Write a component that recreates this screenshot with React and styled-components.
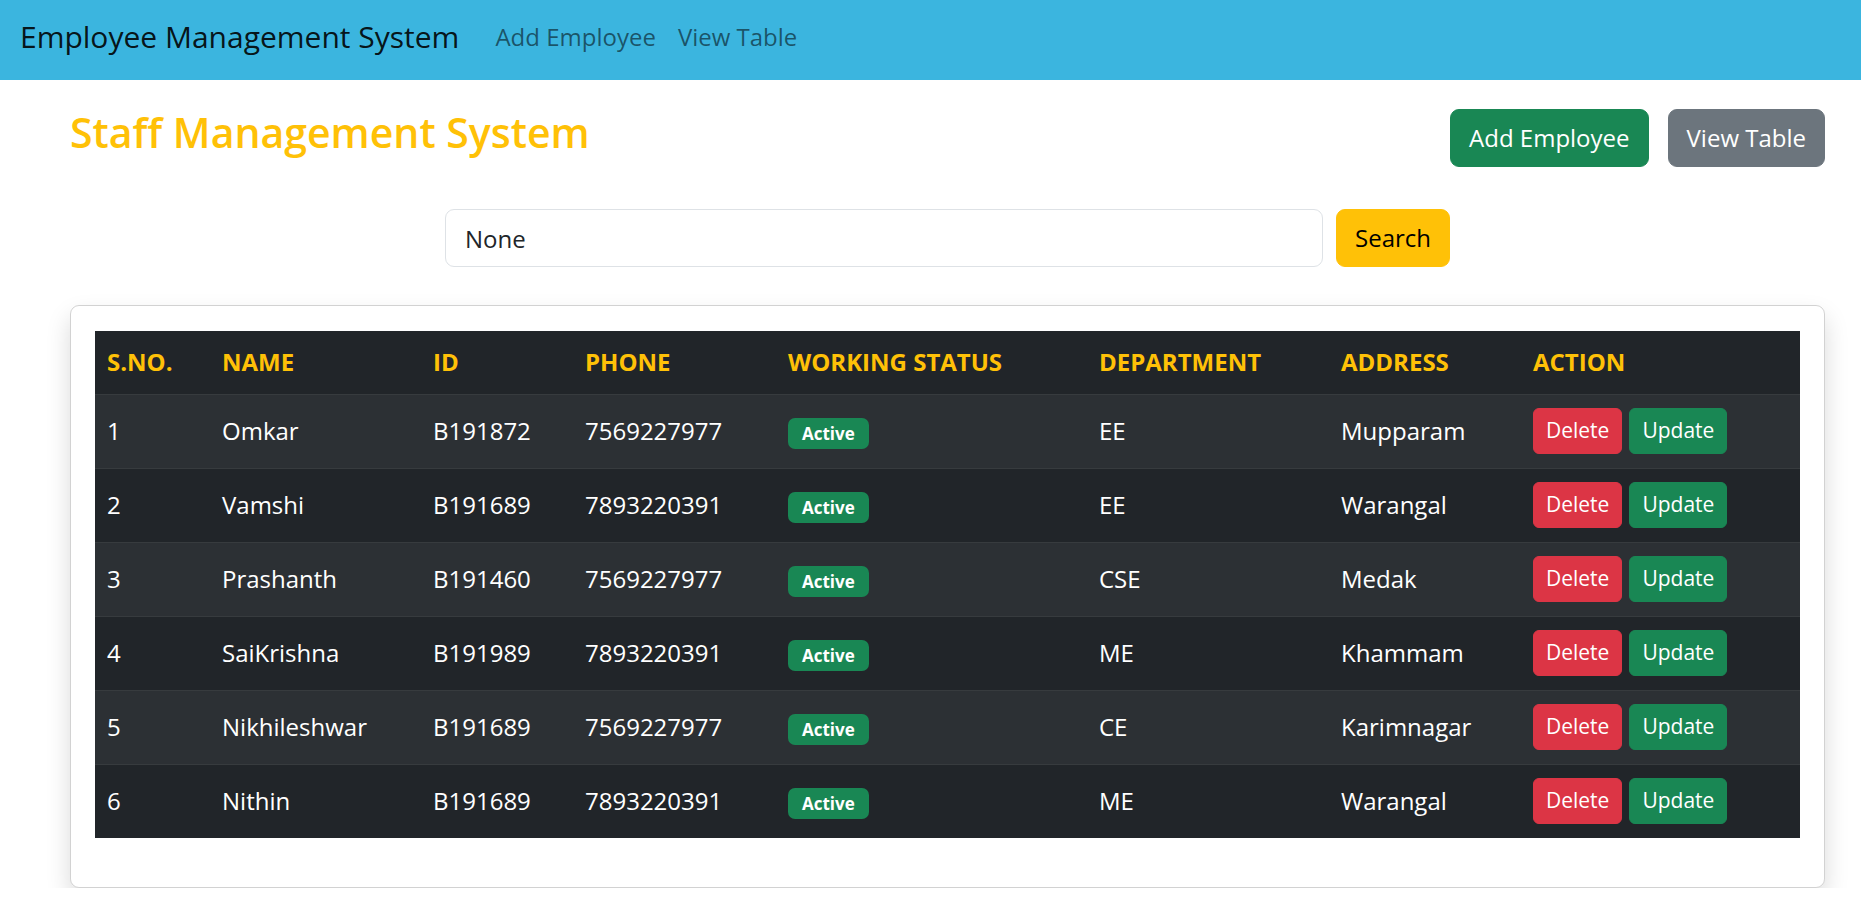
import React, { useState } from 'react';
import styled, { createGlobalStyle } from 'styled-components';

const GlobalStyle = createGlobalStyle`
  body {
    margin: 0;
    font-family: 'Open Sans', 'Noto Sans', sans-serif;
    font-size: 24px;
    color: #212529;
    background-color: #fff;
  }
  * { box-sizing: border-box; }
`;

const Navbar = styled.nav`
  height: 80px;
  background-color: #3bb5df;
  display: flex;
  align-items: center;
  padding: 0 20px 7px;
`;

const Brand = styled.a`
  font-size: 30px;
  color: rgba(0, 0, 0, 0.9);
  text-decoration: none;
  margin-right: 25px;
`;

const NavLink = styled.a`
  font-size: 24px;
  color: rgba(0, 0, 0, 0.55);
  text-decoration: none;
  padding: 0 11px;
`;

const Container = styled.main`
  padding: 0 36px 0 70px;
`;

const HeaderRow = styled.div`
  display: flex;
  justify-content: space-between;
  align-items: flex-start;
  padding-top: 24px;
`;

const Title = styled.h2`
  margin: 4px 0 0;
  font-size: 41px;
  font-weight: 600;
  line-height: 1.2;
  color: #ffc107;
`;

const ButtonGroup = styled.div`
  display: flex;
  gap: 19px;
  margin-top: 5px;
`;

const colors = {
  success: '#198754',
  secondary: '#6c757d',
  danger: '#dc3545',
  warning: '#ffc107',
};

const Button = styled.button`
  font-family: inherit;
  font-size: ${p => (p.$small ? '21px' : '24px')};
  line-height: 1.5;
  height: ${p => (p.$small ? '46px' : '58px')};
  padding: ${p => (p.$small ? '0 12px' : '0 18px')};
  border: 1px solid ${p => colors[p.$variant]};
  border-radius: ${p => (p.$small ? '6px' : '9px')};
  background-color: ${p => colors[p.$variant]};
  color: ${p => (p.$variant === 'warning' ? '#000' : '#fff')};
  cursor: pointer;
`;

const SearchForm = styled.form`
  display: flex;
  justify-content: center;
  gap: 13px;
  margin-top: 42px;
`;

const SearchInput = styled.input`
  width: 878px;
  height: 58px;
  font-family: inherit;
  font-size: 24px;
  color: #212529;
  padding: 0 19px;
  border: 1px solid #dee2e6;
  border-radius: 9px;
  outline: none;
`;

const Card = styled.div`
  margin-top: 38px;
  border: 1px solid rgba(0, 0, 0, 0.175);
  border-radius: 9px;
  box-shadow: 0 12px 24px rgba(0, 0, 0, 0.15);
  padding: 25px 24px 49px;
`;

const Table = styled.table`
  width: 100%;
  border-collapse: collapse;
  table-layout: fixed;
  background-color: #212529;
  color: #fff;
`;

const Th = styled.th`
  text-align: left;
  font-weight: 700;
  color: #ffc107;
  padding: 13px 12px 14px;
  line-height: 1.5;
  border-bottom: 1px solid #373b3e;
`;

const Row = styled.tr`
  background-color: ${p => (p.$striped ? '#2c3034' : '#212529')};
  border-bottom: 1px solid #373b3e;
  &:last-child { border-bottom: none; }
`;

const Td = styled.td`
  padding: 13px 12px 14px;
  line-height: 1.5;
  vertical-align: middle;
`;

const Badge = styled.span`
  display: inline-block;
  font-size: 17px;
  font-weight: 700;
  line-height: 1;
  padding: 7px 14px;
  border-radius: 7px;
  background-color: #198754;
  color: #fff;
`;

const Actions = styled.div`
  display: flex;
  gap: 7px;
`;

const columns = [
  { label: 'S.NO.', width: 115 },
  { label: 'NAME', width: 211 },
  { label: 'ID', width: 152 },
  { label: 'PHONE', width: 203 },
  { label: 'WORKING STATUS', width: 311 },
  { label: 'DEPARTMENT', width: 242 },
  { label: 'ADDRESS', width: 192 },
  { label: 'ACTION', width: 279 },
];

const initialEmployees = [
  { name: 'Omkar', id: 'B191872', phone: '7569227977', dept: 'EE', address: 'Mupparam' },
  { name: 'Vamshi', id: 'B191689', phone: '7893220391', dept: 'EE', address: 'Warangal' },
  { name: 'Prashanth', id: 'B191460', phone: '7569227977', dept: 'CSE', address: 'Medak' },
  { name: 'SaiKrishna', id: 'B191989', phone: '7893220391', dept: 'ME', address: 'Khammam' },
  { name: 'Nikhileshwar', id: 'B191689', phone: '7569227977', dept: 'CE', address: 'Karimnagar' },
  { name: 'Nithin', id: 'B191689', phone: '7893220391', dept: 'ME', address: 'Warangal' },
];

const App = () => {
  const [query, setQuery] = useState('None');

  return (
    <>
      <GlobalStyle />
      <Navbar>
        <Brand href="#">Employee Management System</Brand>
        <NavLink href="#">Add Employee</NavLink>
        <NavLink href="#">View Table</NavLink>
      </Navbar>
      <Container>
        <HeaderRow>
          <Title>Staff Management System</Title>
          <ButtonGroup>
            <Button $variant="success">Add Employee</Button>
            <Button $variant="secondary">View Table</Button>
          </ButtonGroup>
        </HeaderRow>
        <SearchForm onSubmit={e => e.preventDefault()}>
          <SearchInput value={query} onChange={e => setQuery(e.target.value)} />
          <Button $variant="warning" type="submit">Search</Button>
        </SearchForm>
        <Card>
          <Table>
            <colgroup>
              {columns.map(col => (
                <col key={col.label} style={{ width: col.width }} />
              ))}
            </colgroup>
            <thead>
              <tr>
                {columns.map(col => (
                  <Th key={col.label}>{col.label}</Th>
                ))}
              </tr>
            </thead>
            <tbody>
              {initialEmployees.map((emp, i) => (
                <Row key={i} $striped={i % 2 === 0}>
                  <Td>{i + 1}</Td>
                  <Td>{emp.name}</Td>
                  <Td>{emp.id}</Td>
                  <Td>{emp.phone}</Td>
                  <Td><Badge>Active</Badge></Td>
                  <Td>{emp.dept}</Td>
                  <Td>{emp.address}</Td>
                  <Td>
                    <Actions>
                      <Button $small $variant="danger">Delete</Button>
                      <Button $small $variant="success">Update</Button>
                    </Actions>
                  </Td>
                </Row>
              ))}
            </tbody>
          </Table>
        </Card>
      </Container>
    </>
  );
};

export default App;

_Problem requirements:_ Reproduce the whole listing exactly, but not the images in it.

_Finished task:_
Write a component that recreates this screenshot with React and styled-components.
import React, { useState } from 'react';
import styled, { createGlobalStyle } from 'styled-components';

const GlobalStyle = createGlobalStyle`
  body {
    margin: 0;
    font-family: 'Open Sans', 'Noto Sans', sans-serif;
    font-size: 24px;
    color: #212529;
    background-color: #fff;
  }
  * { box-sizing: border-box; }
`;

const Navbar = styled.nav`
  height: 80px;
  background-color: #3bb5df;
  display: flex;
  align-items: center;
  padding: 0 20px 7px;
`;

const Brand = styled.a`
  font-size: 30px;
  color: rgba(0, 0, 0, 0.9);
  text-decoration: none;
  margin-right: 25px;
`;

const NavLink = styled.a`
  font-size: 24px;
  color: rgba(0, 0, 0, 0.55);
  text-decoration: none;
  padding: 0 11px;
`;

const Container = styled.main`
  padding: 0 36px 0 70px;
`;

const HeaderRow = styled.div`
  display: flex;
  justify-content: space-between;
  align-items: flex-start;
  padding-top: 24px;
`;

const Title = styled.h2`
  margin: 4px 0 0;
  font-size: 41px;
  font-weight: 600;
  line-height: 1.2;
  color: #ffc107;
`;

const ButtonGroup = styled.div`
  display: flex;
  gap: 19px;
  margin-top: 5px;
`;

const colors = {
  success: '#198754',
  secondary: '#6c757d',
  danger: '#dc3545',
  warning: '#ffc107',
};

const Button = styled.button`
  font-family: inherit;
  font-size: ${p => (p.$small ? '21px' : '24px')};
  line-height: 1.5;
  height: ${p => (p.$small ? '46px' : '58px')};
  padding: ${p => (p.$small ? '0 12px' : '0 18px')};
  border: 1px solid ${p => colors[p.$variant]};
  border-radius: ${p => (p.$small ? '6px' : '9px')};
  background-color: ${p => colors[p.$variant]};
  color: ${p => (p.$variant === 'warning' ? '#000' : '#fff')};
  cursor: pointer;
`;

const SearchForm = styled.form`
  display: flex;
  justify-content: center;
  gap: 13px;
  margin-top: 42px;
`;

const SearchInput = styled.input`
  width: 878px;
  height: 58px;
  font-family: inherit;
  font-size: 24px;
  color: #212529;
  padding: 0 19px;
  border: 1px solid #dee2e6;
  border-radius: 9px;
  outline: none;
`;

const Card = styled.div`
  margin-top: 38px;
  border: 1px solid rgba(0, 0, 0, 0.175);
  border-radius: 9px;
  box-shadow: 0 12px 24px rgba(0, 0, 0, 0.15);
  padding: 25px 24px 49px;
`;

const Table = styled.table`
  width: 100%;
  border-collapse: collapse;
  table-layout: fixed;
  background-color: #212529;
  color: #fff;
`;

const Th = styled.th`
  text-align: left;
  font-weight: 700;
  color: #ffc107;
  padding: 13px 12px 14px;
  line-height: 1.5;
  border-bottom: 1px solid #373b3e;
`;

const Row = styled.tr`
  background-color: ${p => (p.$striped ? '#2c3034' : '#212529')};
  border-bottom: 1px solid #373b3e;
  &:last-child { border-bottom: none; }
`;

const Td = styled.td`
  padding: 13px 12px 14px;
  line-height: 1.5;
  vertical-align: middle;
`;

const Badge = styled.span`
  display: inline-block;
  font-size: 17px;
  font-weight: 700;
  line-height: 1;
  padding: 7px 14px;
  border-radius: 7px;
  background-color: #198754;
  color: #fff;
`;

const Actions = styled.div`
  display: flex;
  gap: 7px;
`;

const columns = [
  { label: 'S.NO.', width: 115 },
  { label: 'NAME', width: 211 },
  { label: 'ID', width: 152 },
  { label: 'PHONE', width: 203 },
  { label: 'WORKING STATUS', width: 311 },
  { label: 'DEPARTMENT', width: 242 },
  { label: 'ADDRESS', width: 192 },
  { label: 'ACTION', width: 279 },
];

const initialEmployees = [
  { name: 'Omkar', id: 'B191872', phone: '7569227977', dept: 'EE', address: 'Mupparam' },
  { name: 'Vamshi', id: 'B191689', phone: '7893220391', dept: 'EE', address: 'Warangal' },
  { name: 'Prashanth', id: 'B191460', phone: '7569227977', dept: 'CSE', address: 'Medak' },
  { name: 'SaiKrishna', id: 'B191989', phone: '7893220391', dept: 'ME', address: 'Khammam' },
  { name: 'Nikhileshwar', id: 'B191689', phone: '7569227977', dept: 'CE', address: 'Karimnagar' },
  { name: 'Nithin', id: 'B191689', phone: '7893220391', dept: 'ME', address: 'Warangal' },
];

const App = () => {
  const [query, setQuery] = useState('None');

  return (
    <>
      <GlobalStyle />
      <Navbar>
        <Brand href="#">Employee Management System</Brand>
        <NavLink href="#">Add Employee</NavLink>
        <NavLink href="#">View Table</NavLink>
      </Navbar>
      <Container>
        <HeaderRow>
          <Title>Staff Management System</Title>
          <ButtonGroup>
            <Button $variant="success">Add Employee</Button>
            <Button $variant="secondary">View Table</Button>
          </ButtonGroup>
        </HeaderRow>
        <SearchForm onSubmit={e => e.preventDefault()}>
          <SearchInput value={query} onChange={e => setQuery(e.target.value)} />
          <Button $variant="warning" type="submit">Search</Button>
        </SearchForm>
        <Card>
          <Table>
            <colgroup>
              {columns.map(col => (
                <col key={col.label} style={{ width: col.width }} />
              ))}
            </colgroup>
            <thead>
              <tr>
                {columns.map(col => (
                  <Th key={col.label}>{col.label}</Th>
                ))}
              </tr>
            </thead>
            <tbody>
              {initialEmployees.map((emp, i) => (
                <Row key={i} $striped={i % 2 === 0}>
                  <Td>{i + 1}</Td>
                  <Td>{emp.name}</Td>
                  <Td>{emp.id}</Td>
                  <Td>{emp.phone}</Td>
                  <Td><Badge>Active</Badge></Td>
                  <Td>{emp.dept}</Td>
                  <Td>{emp.address}</Td>
                  <Td>
                    <Actions>
                      <Button $small $variant="danger">Delete</Button>
                      <Button $small $variant="success">Update</Button>
                    </Actions>
                  </Td>
                </Row>
              ))}
            </tbody>
          </Table>
        </Card>
      </Container>
    </>
  );
};

export default App;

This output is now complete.